HESA data published on Thursday included the national picture of degrees awarded in 2019-20. One of OfS’ stated areas of concern is grade inflation and their statement unequivocally linked ‘no detriment’ policies to the “significant increase in first class honours awarded to students graduating in 2020”. OfS are trying to tread carefully on how their actions may guide providers’ actions. Back on 14 January they had said:“you may determine that it is no longer necessary to implement the type of ‘no detriment’ policies put in place by some providers in 2019-20”But a revised set of guidelines issued on Friday 28 January developed how providers might implement such policies:“We recognise that, where circumstances and patterns of assessment permit, awarding bodies are likely to introduce policies that will reduce pressure on students in the current difficult circumstances, such as ‘safety net’ or ‘no detriment’ policies.”OfS is completely right in the guidance to call for providers to give “adequate and sympathetic consideration to the disruption caused to students’ learning and experience since the beginning of the pandemic”. Having baked in ‘grade inflation’ for A levels, DfE were unsurprisingly happy to let OfS be reported on this in the media.
There had been no mention of future student financial support, maintenance loans and grants, in the interim response to Augar, but the pressing concern about the current state is continuing to build.

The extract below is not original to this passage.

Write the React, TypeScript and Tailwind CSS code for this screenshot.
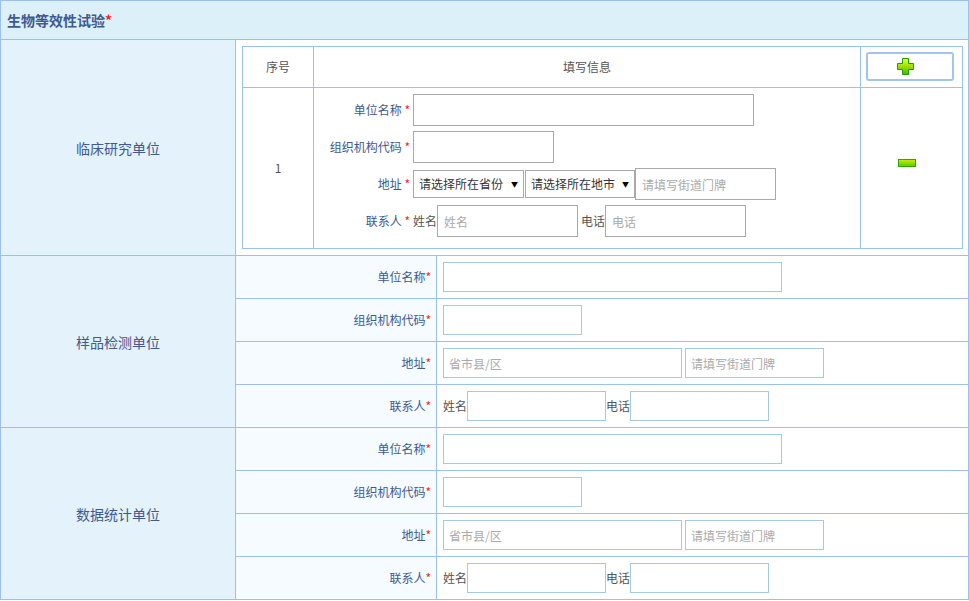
import React from 'react';

const labelColor = 'text-[#40598f]';

function Req() {
  return <span className="text-[#ff2020]">*</span>;
}

function PlusIcon() {
  return (
    <svg width="17" height="17" viewBox="0 0 17 17">
      <defs>
        <linearGradient id="pg" x1="0" y1="0" x2="0" y2="1">
          <stop offset="0" stopColor="#eaff3a" />
          <stop offset="0.5" stopColor="#9be000" />
          <stop offset="1" stopColor="#3cbf00" />
        </linearGradient>
      </defs>
      <path
        d="M5.5 0.5h6v5h5v6h-5v5h-6v-5h-5v-6h5z"
        fill="url(#pg)"
        stroke="#20a000"
        strokeWidth="1"
      />
    </svg>
  );
}

function MinusIcon() {
  return (
    <svg width="18" height="8" viewBox="0 0 18 8">
      <defs>
        <linearGradient id="mg" x1="0" y1="0" x2="0" y2="1">
          <stop offset="0" stopColor="#c8f000" />
          <stop offset="1" stopColor="#5cc800" />
        </linearGradient>
      </defs>
      <rect x="0.5" y="0.5" width="17" height="7" fill="url(#mg)" stroke="#2aa800" strokeWidth="1" />
    </svg>
  );
}

function GrayInput({ w, placeholder }: { w: string; placeholder?: string }) {
  return (
    <input
      placeholder={placeholder}
      className={`${w} h-[32px] border border-[#a9a9a9] bg-white px-[6px] text-[12px] outline-none placeholder:text-[#aaaaaa]`}
    />
  );
}

function FakeSelect({ text, w }: { text: string; w: string }) {
  return (
    <div className={`flex h-[28px] ${w} items-center justify-between border border-[#a9a9a9] bg-white pl-[5px] pr-[5px] text-[12px] text-[#333]`}>
      <span>{text}</span>
      <span className="text-[7px] text-black">▼</span>
    </div>
  );
}

function InnerLine({ label, children }: { label: string; children: React.ReactNode }) {
  return (
    <div className="flex h-[32px] items-center">
      <div className={`w-[99px] pr-[3px] text-right text-[12px] ${labelColor}`}>
        {label} <Req />
      </div>
      <div className="flex items-center">{children}</div>
    </div>
  );
}

function ClinicalSection() {
  return (
    <div className="flex h-[216px] border-b border-[#9dc1ee]">
      <div className={`flex w-[235px] items-center justify-center border-r border-[#9dc1ee] bg-[#e3f2fb] text-[14px] ${labelColor}`}>
        临床研究单位
      </div>
      <div className="flex-1 pl-[6px] pr-[5px] pt-[6px]">
        <div className="border border-[#9dc1ee] bg-white text-[12px] text-[#555]">
          <div className="flex h-[41px] border-b border-[#9dc1ee]">
            <div className="flex w-[71px] items-center justify-center border-r border-[#9dc1ee]">序号</div>
            <div className="flex w-[547px] items-center justify-center border-r border-[#9dc1ee]">填写信息</div>
            <div className="flex flex-1 items-start pl-[5px] pt-[5px]">
              <button className="flex h-[29px] w-[88px] items-center justify-center rounded-[3px] border-2 border-[#a3c4f3] bg-white pr-[9px]">
                <PlusIcon />
              </button>
            </div>
          </div>
          <div className="flex h-[160px]">
            <div className="flex w-[71px] items-center justify-center border-r border-[#9dc1ee]">1</div>
            <div className="flex w-[547px] flex-col gap-[5px] border-r border-[#9dc1ee] pt-[6px]">
              <InnerLine label="单位名称">
                <GrayInput w="w-[341px]" />
              </InnerLine>
              <InnerLine label="组织机构代码">
                <GrayInput w="w-[141px]" />
              </InnerLine>
              <InnerLine label="地址">
                <FakeSelect text="请选择所在省份" w="w-[111px]" />
                <div className="ml-[1px]">
                  <FakeSelect text="请选择所在地市" w="w-[110px]" />
                </div>
                <GrayInput w="w-[141px]" placeholder="请填写街道门牌" />
              </InnerLine>
              <InnerLine label="联系人">
                <span className="text-[#555]">姓名</span>
                <GrayInput w="w-[141px]" placeholder="姓名" />
                <span className="ml-[3px] text-[#555]">电话</span>
                <GrayInput w="w-[141px]" placeholder="电话" />
              </InnerLine>
            </div>
            <div className="flex flex-1 items-center justify-center pb-[10px] pr-[10px]">
              <MinusIcon />
            </div>
          </div>
        </div>
      </div>
    </div>
  );
}

function BlueInput({ w, placeholder }: { w: string; placeholder?: string }) {
  return (
    <input
      placeholder={placeholder}
      className={`${w} h-[30px] border border-[#a6c9e2] bg-white px-[5px] text-[12px] outline-none placeholder:text-[#aaaaaa]`}
    />
  );
}

function Row({ label, last, children }: { label: string; last?: boolean; children: React.ReactNode }) {
  return (
    <div className={last ? 'flex h-[42px]' : 'flex h-[43px] border-b border-[#9dc1ee]'}>
      <div className={`flex w-[201px] items-center justify-end border-r border-[#9dc1ee] bg-[#f5fbff] pr-[5px] text-[12px] ${labelColor}`}>
        {label}
        <Req />
      </div>
      <div className="flex flex-1 items-center pl-[6px] text-[12px] text-[#555]">{children}</div>
    </div>
  );
}

function UnitSection({ title, last }: { title: string; last?: boolean }) {
  return (
    <div className={last ? 'flex' : 'flex border-b border-[#9dc1ee]'}>
      <div className={`flex w-[235px] items-center justify-center border-r border-[#9dc1ee] bg-[#e3f2fb] text-[14px] ${labelColor}`}>
        {title}
      </div>
      <div className="flex-1">
        <Row label="单位名称">
          <BlueInput w="w-[339px]" />
        </Row>
        <Row label="组织机构代码">
          <BlueInput w="w-[139px]" />
        </Row>
        <Row label="地址">
          <BlueInput w="w-[239px]" placeholder="省市县/区" />
          <div className="ml-[3px]">
            <BlueInput w="w-[139px]" placeholder="请填写街道门牌" />
          </div>
        </Row>
        <Row label="联系人" last>
          <span>姓名</span>
          <BlueInput w="w-[139px]" />
          <span>电话</span>
          <BlueInput w="w-[139px]" />
        </Row>
      </div>
    </div>
  );
}

export default function App() {
  return (
    <div className="h-[601px] w-[969px] bg-white font-['Microsoft_YaHei','Noto_Sans_CJK_SC',sans-serif] leading-none">
      <div className="w-[969px] border border-[#9dc1ee]">
        <div className="flex h-[39px] items-center border-b border-[#9dc1ee] bg-[#dcf0fa] pl-[6px] text-[14px] font-bold text-[#40598f]">
          生物等效性试验
          <Req />
        </div>
        <ClinicalSection />
        <UnitSection title="样品检测单位" />
        <UnitSection title="数据统计单位" last />
      </div>
    </div>
  );
}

For many students the affordability of their accommodation is supported through part-time work. Now those jobs are vanishingly sparse and there is no plan to vanish the rent they owe, this is more than the issue as to whether they are actually ‘allowed’ to live in it. A DfE written answer confirmed: “As … the Prime Minister, said on the 7 January 2021, we are considering what more we can do to provide further support to students.” The Scottish Government was criticised for only finding £30 million more to support students, the Welsh Government finding £40 million more last week. The UK government’s £20 Million more for England – for a student population many times larger – is coming under more pressure. At the end of the week two great campaigning news organisations came out on the side of students. Channel 4 exposed the plight of international students – assumed (and mostly required) to be self-funding and now queuing for food banks.Then the Daily Express started a Save our Students campaign. There were some howlers in their data: the claim that 65 per cent of students had not set foot on campus since the start of the pandemic is palpably false – in reality the ONS noted that 65 per cent of a sample had not been on campus on one week during the November lockdown. The optimism that £46 billion of reserves held by 168 universities should solve the problem is diminished not only by the nature of those restricted reserves but also their rather uneven distribution (£9 billion are held by two universities). Parliamentarians were also on the side of students: the all-party parliamentary group issuing a report calling for £700 million to support students in England. Clearly DfE are busy with all sorts of things, but what Higher Education needs now is planning: let’s have some timely guidance, perhaps reflecting that there won’t be one answer for the diversity of providers. What students need from DfE is what the OfS has asked providers to do: “Give adequate and sympathetic consideration to the disruption caused to students’ learning and experience since the beginning of the pandemic”.